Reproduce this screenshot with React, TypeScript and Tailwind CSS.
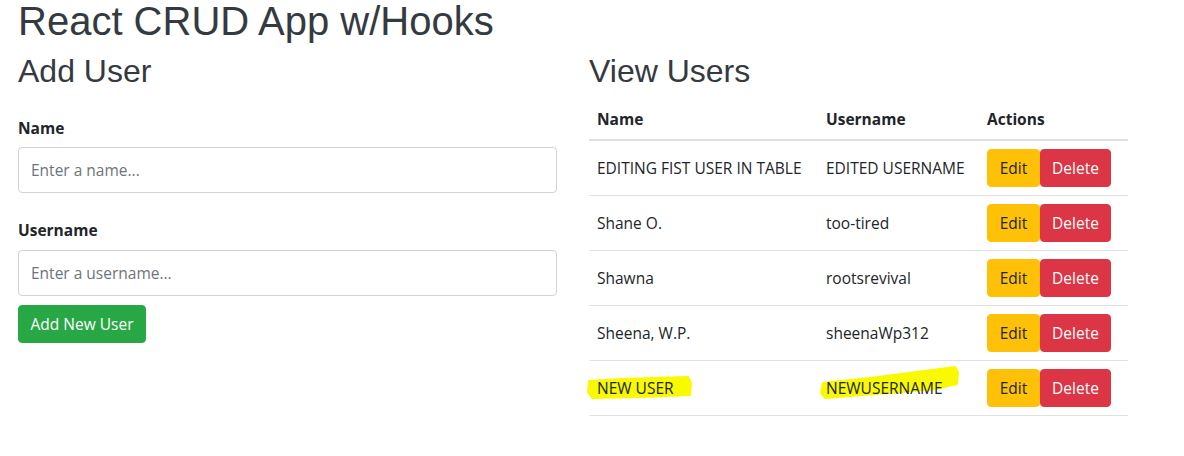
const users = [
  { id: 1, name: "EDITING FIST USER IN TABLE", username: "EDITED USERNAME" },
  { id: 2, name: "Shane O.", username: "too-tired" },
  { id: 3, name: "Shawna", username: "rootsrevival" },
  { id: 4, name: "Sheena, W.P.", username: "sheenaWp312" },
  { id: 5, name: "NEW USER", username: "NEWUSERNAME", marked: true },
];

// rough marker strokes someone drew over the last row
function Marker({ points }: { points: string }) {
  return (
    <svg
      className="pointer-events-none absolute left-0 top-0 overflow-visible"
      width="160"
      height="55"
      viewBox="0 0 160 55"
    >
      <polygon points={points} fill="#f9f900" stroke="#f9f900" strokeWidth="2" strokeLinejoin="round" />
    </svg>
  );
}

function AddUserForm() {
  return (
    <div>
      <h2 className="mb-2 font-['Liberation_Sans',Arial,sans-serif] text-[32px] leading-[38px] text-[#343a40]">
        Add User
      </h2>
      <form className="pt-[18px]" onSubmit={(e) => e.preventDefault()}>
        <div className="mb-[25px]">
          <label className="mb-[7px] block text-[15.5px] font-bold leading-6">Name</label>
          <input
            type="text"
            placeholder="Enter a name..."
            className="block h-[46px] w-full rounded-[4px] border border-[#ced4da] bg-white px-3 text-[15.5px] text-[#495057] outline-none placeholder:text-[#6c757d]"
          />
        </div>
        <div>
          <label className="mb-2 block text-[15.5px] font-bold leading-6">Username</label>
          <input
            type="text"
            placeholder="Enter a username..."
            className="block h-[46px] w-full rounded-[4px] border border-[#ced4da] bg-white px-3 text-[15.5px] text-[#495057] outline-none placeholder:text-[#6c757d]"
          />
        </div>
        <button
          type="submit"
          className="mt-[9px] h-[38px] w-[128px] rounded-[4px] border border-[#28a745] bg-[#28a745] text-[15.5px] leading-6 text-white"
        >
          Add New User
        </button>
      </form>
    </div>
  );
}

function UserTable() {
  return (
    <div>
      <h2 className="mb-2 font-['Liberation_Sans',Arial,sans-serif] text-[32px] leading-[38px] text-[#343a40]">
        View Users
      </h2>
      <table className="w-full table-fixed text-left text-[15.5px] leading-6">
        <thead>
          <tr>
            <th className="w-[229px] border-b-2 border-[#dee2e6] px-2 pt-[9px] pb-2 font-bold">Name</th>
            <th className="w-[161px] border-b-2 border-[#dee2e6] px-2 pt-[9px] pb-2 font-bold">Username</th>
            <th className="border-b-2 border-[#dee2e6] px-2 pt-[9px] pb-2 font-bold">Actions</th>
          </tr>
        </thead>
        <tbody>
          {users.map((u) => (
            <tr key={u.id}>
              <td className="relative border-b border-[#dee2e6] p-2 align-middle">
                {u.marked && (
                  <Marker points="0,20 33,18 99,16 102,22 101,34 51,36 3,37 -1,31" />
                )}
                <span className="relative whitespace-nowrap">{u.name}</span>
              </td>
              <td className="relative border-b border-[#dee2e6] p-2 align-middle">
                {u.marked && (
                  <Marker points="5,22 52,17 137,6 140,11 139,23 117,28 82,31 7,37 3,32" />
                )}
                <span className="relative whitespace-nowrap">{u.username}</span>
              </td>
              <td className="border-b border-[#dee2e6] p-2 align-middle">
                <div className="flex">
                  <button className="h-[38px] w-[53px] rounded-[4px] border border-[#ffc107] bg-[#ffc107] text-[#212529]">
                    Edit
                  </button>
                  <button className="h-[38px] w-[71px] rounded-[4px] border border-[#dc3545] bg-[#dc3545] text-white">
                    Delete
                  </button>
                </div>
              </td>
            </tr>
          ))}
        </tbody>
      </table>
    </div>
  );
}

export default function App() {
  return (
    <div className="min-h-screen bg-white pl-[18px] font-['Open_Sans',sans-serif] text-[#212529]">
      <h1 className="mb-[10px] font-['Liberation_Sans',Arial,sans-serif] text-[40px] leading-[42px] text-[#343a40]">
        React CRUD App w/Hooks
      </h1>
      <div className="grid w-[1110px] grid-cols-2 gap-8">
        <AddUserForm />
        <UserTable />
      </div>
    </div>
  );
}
+===+
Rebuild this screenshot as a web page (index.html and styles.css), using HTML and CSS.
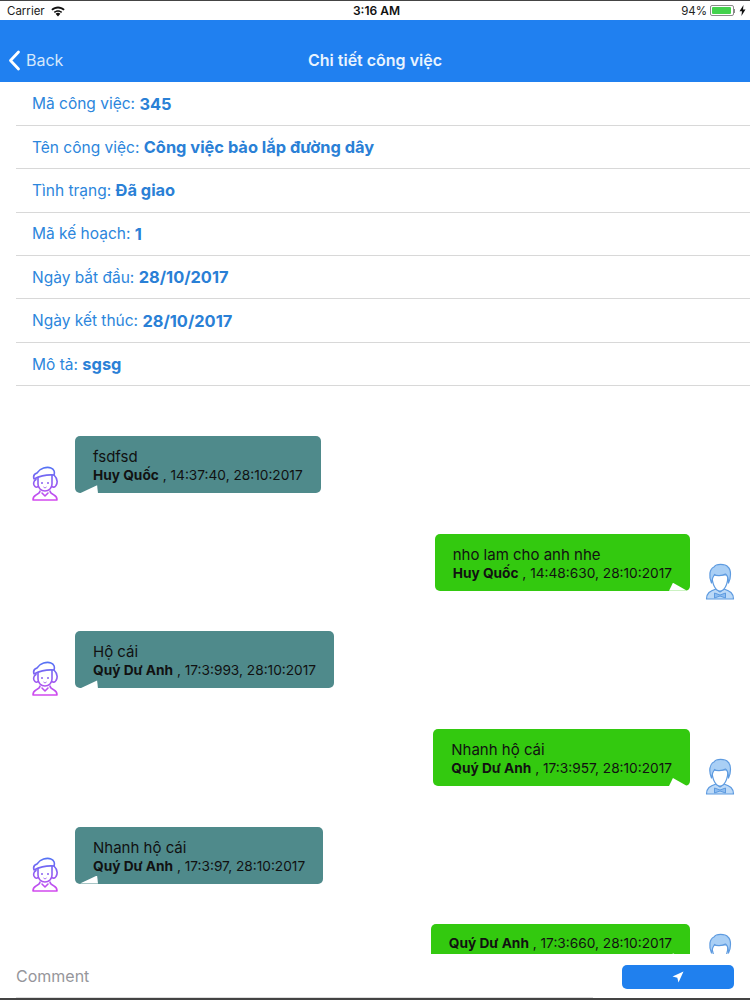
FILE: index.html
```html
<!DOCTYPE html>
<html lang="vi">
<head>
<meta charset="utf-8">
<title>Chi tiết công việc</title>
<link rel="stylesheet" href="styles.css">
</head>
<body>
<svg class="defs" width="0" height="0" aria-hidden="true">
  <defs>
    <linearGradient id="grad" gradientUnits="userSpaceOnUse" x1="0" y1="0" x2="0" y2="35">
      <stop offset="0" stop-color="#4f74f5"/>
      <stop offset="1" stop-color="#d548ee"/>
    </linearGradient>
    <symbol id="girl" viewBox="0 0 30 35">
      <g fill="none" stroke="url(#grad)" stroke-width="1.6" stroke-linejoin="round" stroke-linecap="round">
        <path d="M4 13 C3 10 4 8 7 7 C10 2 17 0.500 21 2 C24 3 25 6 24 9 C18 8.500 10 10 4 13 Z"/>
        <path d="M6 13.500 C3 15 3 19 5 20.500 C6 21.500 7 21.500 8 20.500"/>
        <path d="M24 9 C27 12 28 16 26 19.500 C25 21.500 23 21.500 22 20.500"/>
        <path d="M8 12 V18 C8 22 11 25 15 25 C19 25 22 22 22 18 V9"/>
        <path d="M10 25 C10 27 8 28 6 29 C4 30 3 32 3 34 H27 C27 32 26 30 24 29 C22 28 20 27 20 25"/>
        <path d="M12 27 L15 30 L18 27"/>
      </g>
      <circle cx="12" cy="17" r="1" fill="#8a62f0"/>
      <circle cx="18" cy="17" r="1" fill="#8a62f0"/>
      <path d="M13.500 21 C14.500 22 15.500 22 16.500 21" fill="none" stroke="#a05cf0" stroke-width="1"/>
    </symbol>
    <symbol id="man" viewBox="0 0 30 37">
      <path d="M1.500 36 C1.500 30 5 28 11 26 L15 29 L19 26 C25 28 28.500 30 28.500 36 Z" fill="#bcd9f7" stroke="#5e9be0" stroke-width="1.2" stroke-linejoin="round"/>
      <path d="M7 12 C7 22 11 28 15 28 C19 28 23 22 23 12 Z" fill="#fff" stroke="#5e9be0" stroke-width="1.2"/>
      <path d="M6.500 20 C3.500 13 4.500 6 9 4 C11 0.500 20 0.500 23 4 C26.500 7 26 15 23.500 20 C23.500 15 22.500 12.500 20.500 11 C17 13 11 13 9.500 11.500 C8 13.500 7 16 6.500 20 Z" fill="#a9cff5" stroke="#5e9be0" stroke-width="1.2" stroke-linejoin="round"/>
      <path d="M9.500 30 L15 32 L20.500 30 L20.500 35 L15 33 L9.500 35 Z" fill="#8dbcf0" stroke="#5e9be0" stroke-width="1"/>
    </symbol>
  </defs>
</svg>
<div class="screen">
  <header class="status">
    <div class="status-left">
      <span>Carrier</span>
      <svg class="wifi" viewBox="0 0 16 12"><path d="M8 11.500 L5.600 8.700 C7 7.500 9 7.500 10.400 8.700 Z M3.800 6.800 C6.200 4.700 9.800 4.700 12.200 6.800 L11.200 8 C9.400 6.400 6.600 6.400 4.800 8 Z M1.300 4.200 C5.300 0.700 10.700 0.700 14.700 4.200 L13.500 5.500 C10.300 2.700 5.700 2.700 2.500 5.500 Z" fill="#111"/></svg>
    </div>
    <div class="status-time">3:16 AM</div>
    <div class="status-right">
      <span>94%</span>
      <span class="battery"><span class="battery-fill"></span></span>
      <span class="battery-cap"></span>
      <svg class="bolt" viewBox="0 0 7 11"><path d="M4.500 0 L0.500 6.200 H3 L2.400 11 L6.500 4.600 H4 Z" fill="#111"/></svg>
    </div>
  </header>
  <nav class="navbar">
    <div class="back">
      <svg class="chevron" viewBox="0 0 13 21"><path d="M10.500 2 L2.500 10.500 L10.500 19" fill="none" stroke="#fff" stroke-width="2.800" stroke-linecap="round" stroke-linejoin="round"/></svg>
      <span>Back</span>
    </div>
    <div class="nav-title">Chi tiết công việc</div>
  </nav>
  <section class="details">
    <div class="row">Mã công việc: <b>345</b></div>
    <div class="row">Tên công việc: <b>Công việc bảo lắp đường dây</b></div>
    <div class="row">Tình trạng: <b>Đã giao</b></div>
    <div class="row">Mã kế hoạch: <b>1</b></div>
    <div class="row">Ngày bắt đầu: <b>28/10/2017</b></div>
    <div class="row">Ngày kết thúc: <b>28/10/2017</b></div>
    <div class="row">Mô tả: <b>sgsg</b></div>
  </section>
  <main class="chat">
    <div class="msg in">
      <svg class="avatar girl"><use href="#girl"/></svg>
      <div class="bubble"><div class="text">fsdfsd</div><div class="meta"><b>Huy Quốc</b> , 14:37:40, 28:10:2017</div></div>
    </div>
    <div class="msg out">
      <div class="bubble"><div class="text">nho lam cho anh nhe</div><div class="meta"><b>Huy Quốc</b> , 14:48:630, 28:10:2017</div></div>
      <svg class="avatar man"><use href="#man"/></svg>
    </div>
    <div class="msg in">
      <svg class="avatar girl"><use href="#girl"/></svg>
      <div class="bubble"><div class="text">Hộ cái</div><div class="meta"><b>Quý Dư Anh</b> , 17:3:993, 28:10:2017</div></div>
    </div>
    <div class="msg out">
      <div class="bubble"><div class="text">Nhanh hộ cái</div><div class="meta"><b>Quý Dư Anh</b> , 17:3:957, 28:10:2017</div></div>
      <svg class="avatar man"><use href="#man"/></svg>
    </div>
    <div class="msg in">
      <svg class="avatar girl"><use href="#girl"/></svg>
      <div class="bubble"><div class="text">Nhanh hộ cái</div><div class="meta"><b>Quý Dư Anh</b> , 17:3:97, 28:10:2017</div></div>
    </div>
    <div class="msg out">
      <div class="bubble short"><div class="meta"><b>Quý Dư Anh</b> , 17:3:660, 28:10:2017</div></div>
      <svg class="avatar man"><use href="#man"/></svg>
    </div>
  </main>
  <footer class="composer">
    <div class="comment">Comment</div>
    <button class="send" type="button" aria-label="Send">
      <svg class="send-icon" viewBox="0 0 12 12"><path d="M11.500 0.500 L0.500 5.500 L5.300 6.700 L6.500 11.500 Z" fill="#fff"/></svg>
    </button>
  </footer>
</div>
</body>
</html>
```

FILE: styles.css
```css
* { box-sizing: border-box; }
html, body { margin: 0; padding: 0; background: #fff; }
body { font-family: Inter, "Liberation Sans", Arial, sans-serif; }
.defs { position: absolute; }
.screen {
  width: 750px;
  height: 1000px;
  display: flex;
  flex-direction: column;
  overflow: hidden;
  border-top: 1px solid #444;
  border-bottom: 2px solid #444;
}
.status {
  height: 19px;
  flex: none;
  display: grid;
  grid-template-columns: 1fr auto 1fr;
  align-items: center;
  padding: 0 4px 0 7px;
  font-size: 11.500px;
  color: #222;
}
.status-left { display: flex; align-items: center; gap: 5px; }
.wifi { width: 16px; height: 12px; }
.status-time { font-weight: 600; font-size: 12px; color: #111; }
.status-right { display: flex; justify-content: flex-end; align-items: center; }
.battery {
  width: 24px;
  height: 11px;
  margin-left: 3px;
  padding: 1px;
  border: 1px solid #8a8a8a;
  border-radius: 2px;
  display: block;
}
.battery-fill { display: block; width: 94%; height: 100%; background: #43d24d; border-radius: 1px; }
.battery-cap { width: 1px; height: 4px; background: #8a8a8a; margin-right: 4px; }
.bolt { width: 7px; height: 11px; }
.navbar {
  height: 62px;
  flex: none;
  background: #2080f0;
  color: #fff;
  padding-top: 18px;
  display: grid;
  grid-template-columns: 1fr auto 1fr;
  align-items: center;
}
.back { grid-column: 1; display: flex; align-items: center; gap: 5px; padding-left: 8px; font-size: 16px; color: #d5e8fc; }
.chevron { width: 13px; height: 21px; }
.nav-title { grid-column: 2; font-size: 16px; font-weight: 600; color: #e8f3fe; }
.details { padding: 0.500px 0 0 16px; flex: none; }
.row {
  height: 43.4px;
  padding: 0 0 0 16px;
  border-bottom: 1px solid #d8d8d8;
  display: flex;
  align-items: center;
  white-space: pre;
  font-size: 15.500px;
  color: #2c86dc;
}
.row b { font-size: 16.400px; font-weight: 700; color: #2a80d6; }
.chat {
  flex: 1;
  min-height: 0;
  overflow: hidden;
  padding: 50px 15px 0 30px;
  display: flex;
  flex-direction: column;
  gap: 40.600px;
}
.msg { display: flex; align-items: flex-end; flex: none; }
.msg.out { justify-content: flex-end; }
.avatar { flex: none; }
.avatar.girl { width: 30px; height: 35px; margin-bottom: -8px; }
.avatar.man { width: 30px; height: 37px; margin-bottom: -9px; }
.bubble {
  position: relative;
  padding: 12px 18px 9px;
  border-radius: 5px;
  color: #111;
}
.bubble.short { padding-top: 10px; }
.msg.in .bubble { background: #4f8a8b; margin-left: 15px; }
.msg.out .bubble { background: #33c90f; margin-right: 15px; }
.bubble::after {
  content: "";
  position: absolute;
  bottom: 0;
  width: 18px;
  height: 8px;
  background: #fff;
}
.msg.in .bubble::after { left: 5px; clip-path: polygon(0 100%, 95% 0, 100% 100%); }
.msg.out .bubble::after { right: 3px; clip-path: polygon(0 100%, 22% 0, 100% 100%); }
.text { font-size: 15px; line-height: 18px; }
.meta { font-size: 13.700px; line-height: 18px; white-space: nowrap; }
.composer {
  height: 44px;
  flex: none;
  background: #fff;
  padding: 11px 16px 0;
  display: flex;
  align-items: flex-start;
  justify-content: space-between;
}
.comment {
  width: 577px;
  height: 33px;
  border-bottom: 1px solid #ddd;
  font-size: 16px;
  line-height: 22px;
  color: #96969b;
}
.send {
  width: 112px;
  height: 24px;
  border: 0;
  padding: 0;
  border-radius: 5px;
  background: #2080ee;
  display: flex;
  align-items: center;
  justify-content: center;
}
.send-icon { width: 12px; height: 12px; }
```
+===+
■ **WHAT TO PRODUCE**:
For the entries above, state how many lines contain the word "React". Provide the number by itself.

■ **EXERCISE SOLUTION**:
2